Exercise goal
Show each line from the listing that includes the word "screenshot".

Records contained in a dataset:
┄┄┄┄┄┄┄┄┄┄┄┄┄┄┄┄┄┄┄┄
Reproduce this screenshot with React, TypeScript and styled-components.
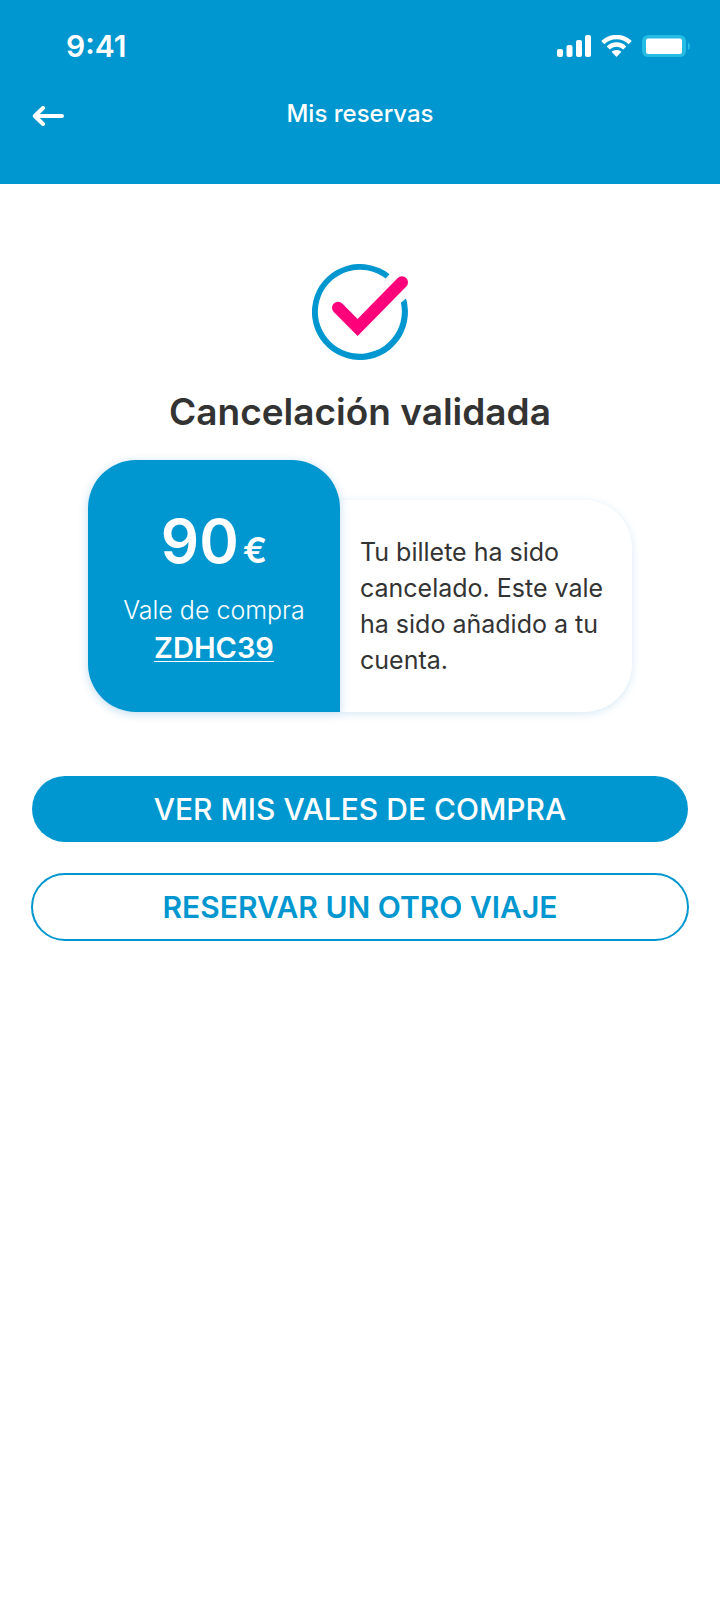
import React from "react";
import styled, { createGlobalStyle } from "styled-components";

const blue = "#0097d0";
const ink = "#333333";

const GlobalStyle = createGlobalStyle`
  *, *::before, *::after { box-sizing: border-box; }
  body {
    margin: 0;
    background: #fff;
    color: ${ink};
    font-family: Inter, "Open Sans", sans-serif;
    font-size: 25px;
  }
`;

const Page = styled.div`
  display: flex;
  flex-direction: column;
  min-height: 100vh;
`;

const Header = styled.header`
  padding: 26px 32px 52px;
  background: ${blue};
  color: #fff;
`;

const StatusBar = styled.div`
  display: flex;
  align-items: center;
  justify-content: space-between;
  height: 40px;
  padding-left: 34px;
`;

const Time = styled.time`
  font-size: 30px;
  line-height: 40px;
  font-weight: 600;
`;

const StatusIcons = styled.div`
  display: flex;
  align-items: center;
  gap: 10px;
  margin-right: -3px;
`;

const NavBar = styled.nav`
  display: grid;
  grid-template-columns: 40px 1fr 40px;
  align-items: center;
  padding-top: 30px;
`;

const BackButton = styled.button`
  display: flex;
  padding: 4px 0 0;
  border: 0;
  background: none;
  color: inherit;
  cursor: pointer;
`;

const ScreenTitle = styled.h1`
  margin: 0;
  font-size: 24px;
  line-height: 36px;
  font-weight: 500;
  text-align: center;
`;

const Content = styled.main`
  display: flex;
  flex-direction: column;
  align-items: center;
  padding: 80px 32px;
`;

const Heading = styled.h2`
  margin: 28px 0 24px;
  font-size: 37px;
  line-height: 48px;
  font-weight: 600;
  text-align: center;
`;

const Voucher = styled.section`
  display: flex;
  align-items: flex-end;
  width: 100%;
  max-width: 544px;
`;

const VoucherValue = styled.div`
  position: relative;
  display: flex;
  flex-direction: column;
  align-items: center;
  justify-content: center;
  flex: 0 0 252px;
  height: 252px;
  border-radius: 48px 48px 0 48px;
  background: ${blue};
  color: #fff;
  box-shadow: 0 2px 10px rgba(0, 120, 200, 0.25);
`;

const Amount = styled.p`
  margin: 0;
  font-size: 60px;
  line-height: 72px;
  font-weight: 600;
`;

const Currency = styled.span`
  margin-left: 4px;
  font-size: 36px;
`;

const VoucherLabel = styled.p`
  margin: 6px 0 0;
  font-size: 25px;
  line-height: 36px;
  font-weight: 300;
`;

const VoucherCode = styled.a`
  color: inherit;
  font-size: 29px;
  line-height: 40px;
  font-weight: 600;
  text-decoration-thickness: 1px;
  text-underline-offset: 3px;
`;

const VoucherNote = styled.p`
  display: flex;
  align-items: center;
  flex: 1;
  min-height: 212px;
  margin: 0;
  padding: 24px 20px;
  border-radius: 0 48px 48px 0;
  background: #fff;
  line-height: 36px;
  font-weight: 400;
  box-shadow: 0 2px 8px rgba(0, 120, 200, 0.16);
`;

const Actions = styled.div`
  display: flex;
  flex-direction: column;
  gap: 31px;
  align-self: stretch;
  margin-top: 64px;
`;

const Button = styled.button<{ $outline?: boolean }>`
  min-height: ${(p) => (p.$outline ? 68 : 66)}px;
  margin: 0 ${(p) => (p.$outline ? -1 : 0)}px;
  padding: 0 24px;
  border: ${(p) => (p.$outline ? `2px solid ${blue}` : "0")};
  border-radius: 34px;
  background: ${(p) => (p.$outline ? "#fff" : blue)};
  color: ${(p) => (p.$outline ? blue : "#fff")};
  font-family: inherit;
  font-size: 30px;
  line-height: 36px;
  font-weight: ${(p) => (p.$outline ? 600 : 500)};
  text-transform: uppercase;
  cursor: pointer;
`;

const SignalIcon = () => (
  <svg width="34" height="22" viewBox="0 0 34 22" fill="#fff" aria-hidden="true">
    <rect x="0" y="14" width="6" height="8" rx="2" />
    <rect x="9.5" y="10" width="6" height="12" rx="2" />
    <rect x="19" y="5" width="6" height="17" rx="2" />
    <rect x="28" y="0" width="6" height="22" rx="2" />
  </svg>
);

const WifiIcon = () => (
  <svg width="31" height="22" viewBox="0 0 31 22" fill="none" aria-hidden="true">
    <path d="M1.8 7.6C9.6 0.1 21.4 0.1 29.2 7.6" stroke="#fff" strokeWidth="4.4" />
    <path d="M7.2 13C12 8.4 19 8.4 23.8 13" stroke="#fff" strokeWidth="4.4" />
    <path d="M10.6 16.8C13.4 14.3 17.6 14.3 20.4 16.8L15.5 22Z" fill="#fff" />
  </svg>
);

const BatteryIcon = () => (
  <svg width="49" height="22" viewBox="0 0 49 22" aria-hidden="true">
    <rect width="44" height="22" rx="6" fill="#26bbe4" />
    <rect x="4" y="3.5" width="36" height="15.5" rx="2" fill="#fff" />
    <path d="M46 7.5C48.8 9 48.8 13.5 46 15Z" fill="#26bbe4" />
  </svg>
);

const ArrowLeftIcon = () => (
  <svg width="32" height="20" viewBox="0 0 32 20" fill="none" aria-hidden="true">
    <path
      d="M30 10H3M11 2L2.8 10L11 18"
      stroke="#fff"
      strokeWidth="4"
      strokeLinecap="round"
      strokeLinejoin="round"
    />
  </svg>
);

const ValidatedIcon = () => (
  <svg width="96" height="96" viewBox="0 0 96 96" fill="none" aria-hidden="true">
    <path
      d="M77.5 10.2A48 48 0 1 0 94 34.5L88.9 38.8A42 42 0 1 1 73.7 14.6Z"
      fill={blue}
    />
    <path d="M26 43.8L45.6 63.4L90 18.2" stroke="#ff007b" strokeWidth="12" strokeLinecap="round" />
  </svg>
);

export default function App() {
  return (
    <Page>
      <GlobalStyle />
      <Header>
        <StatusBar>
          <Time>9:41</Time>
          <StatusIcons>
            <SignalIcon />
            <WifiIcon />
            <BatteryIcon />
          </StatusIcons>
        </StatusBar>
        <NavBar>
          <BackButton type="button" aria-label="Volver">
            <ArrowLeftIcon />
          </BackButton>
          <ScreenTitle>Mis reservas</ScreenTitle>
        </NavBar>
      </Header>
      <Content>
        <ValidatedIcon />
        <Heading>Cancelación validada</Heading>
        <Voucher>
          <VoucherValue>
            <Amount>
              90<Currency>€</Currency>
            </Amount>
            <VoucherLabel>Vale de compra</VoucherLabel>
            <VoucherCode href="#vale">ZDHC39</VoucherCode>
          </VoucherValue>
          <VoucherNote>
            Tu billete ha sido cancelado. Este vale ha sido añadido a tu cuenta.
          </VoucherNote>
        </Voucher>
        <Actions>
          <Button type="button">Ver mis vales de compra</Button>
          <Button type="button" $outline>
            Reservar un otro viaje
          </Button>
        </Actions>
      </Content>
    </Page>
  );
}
┄┄┄┄┄┄┄┄┄┄┄┄┄┄┄┄┄┄┄┄
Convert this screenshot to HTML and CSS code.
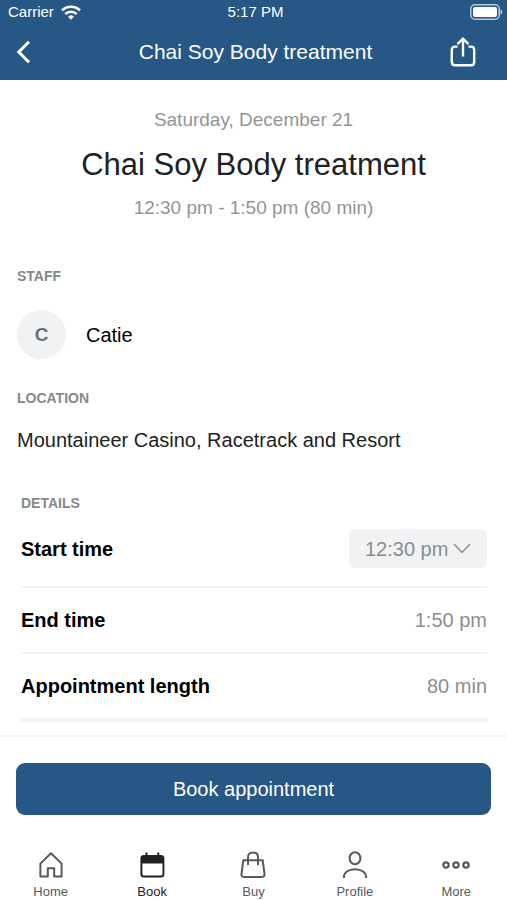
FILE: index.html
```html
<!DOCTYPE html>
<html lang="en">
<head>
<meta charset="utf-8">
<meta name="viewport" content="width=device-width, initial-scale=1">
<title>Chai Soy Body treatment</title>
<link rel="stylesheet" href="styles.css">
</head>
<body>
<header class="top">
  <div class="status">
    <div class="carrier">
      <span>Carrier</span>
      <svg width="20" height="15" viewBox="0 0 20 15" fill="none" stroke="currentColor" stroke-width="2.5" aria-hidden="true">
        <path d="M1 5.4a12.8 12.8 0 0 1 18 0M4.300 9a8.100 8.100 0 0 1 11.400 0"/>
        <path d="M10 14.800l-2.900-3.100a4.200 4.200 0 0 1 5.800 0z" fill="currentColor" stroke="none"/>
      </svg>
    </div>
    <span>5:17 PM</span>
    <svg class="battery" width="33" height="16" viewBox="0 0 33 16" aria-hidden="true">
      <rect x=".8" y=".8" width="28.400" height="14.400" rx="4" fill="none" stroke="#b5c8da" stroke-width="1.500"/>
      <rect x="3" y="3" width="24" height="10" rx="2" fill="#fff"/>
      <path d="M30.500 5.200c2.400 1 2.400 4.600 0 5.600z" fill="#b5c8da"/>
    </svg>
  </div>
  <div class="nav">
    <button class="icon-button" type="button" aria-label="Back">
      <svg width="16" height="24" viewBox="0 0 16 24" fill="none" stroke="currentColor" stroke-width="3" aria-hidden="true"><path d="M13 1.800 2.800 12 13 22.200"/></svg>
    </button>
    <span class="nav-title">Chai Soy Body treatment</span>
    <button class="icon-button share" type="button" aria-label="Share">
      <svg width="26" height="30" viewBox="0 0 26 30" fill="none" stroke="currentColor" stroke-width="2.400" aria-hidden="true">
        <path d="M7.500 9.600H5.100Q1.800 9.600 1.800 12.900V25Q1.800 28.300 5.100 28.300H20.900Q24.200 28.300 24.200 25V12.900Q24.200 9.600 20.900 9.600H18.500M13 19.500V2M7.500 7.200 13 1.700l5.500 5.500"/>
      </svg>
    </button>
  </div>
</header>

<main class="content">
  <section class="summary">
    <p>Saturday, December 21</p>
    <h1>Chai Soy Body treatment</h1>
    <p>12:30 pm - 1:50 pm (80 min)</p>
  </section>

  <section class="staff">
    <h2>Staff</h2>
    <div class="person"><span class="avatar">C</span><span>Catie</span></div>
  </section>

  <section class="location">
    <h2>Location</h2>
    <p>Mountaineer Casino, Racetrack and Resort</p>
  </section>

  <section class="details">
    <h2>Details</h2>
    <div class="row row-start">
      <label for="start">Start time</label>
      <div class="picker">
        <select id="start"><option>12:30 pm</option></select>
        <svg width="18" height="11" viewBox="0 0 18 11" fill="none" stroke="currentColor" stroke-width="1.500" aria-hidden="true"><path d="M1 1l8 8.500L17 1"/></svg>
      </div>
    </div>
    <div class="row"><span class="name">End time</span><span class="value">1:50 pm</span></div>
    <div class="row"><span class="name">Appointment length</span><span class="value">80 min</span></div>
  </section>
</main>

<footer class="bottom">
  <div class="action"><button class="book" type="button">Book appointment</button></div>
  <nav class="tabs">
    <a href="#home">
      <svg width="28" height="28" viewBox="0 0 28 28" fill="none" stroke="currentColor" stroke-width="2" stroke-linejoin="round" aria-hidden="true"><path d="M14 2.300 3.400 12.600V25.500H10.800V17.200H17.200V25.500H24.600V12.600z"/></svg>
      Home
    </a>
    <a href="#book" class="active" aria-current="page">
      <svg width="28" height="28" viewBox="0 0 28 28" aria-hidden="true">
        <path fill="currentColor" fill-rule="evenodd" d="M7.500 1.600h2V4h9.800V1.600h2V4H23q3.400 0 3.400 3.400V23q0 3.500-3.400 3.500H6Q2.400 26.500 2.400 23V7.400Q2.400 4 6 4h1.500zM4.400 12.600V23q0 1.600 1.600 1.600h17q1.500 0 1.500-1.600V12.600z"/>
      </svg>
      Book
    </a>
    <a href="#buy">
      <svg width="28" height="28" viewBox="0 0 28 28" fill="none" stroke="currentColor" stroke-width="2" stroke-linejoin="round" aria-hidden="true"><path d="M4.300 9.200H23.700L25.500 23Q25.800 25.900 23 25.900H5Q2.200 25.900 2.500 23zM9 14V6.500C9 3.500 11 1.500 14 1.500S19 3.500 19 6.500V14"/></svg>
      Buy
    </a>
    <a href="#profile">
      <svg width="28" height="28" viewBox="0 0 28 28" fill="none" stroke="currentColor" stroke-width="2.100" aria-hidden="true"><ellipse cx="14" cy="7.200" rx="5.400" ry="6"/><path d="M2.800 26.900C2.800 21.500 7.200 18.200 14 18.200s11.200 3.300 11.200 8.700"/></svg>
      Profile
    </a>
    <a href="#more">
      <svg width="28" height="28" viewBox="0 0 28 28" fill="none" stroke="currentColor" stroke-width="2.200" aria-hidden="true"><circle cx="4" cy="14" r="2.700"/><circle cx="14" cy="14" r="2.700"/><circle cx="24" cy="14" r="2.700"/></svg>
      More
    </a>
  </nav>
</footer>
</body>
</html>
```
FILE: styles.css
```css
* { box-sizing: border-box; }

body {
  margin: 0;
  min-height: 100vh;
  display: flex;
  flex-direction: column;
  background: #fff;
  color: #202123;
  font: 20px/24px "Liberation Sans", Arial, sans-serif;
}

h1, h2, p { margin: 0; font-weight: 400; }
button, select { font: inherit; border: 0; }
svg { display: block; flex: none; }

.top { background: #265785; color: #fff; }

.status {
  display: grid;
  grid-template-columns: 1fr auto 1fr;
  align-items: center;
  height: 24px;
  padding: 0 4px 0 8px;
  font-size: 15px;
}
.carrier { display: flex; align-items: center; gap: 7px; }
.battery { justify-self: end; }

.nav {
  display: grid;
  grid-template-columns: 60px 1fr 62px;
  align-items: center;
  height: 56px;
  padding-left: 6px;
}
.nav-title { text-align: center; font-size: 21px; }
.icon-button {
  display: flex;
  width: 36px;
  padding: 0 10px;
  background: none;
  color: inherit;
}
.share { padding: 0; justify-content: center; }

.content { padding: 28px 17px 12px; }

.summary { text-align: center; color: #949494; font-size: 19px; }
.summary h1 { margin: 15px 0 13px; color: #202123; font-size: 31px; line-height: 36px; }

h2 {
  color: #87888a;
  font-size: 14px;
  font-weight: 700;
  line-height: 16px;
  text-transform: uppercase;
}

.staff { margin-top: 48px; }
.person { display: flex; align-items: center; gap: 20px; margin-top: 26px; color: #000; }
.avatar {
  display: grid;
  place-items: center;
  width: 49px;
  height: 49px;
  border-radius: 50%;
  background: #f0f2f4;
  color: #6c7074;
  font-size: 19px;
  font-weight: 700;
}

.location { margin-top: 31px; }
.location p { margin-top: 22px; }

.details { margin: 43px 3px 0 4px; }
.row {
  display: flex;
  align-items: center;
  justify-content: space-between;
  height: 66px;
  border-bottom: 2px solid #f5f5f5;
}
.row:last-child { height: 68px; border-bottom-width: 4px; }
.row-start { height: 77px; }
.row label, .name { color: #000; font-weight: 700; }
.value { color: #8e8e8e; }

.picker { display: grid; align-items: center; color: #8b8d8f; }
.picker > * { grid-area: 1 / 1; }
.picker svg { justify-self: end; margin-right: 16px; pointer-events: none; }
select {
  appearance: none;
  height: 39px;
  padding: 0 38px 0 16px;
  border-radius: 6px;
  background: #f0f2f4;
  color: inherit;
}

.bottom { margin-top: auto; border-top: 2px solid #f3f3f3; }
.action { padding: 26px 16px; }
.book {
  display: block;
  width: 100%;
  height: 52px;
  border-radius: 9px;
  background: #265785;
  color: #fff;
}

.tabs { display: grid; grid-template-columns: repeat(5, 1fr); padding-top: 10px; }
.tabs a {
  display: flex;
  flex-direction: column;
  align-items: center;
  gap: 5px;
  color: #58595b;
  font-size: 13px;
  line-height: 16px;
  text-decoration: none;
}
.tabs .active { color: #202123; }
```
┄┄┄┄┄┄┄┄┄┄┄┄┄┄┄┄┄┄┄┄
Result of the task
Reproduce this screenshot with React, TypeScript and styled-components.
Convert this screenshot to HTML and CSS code.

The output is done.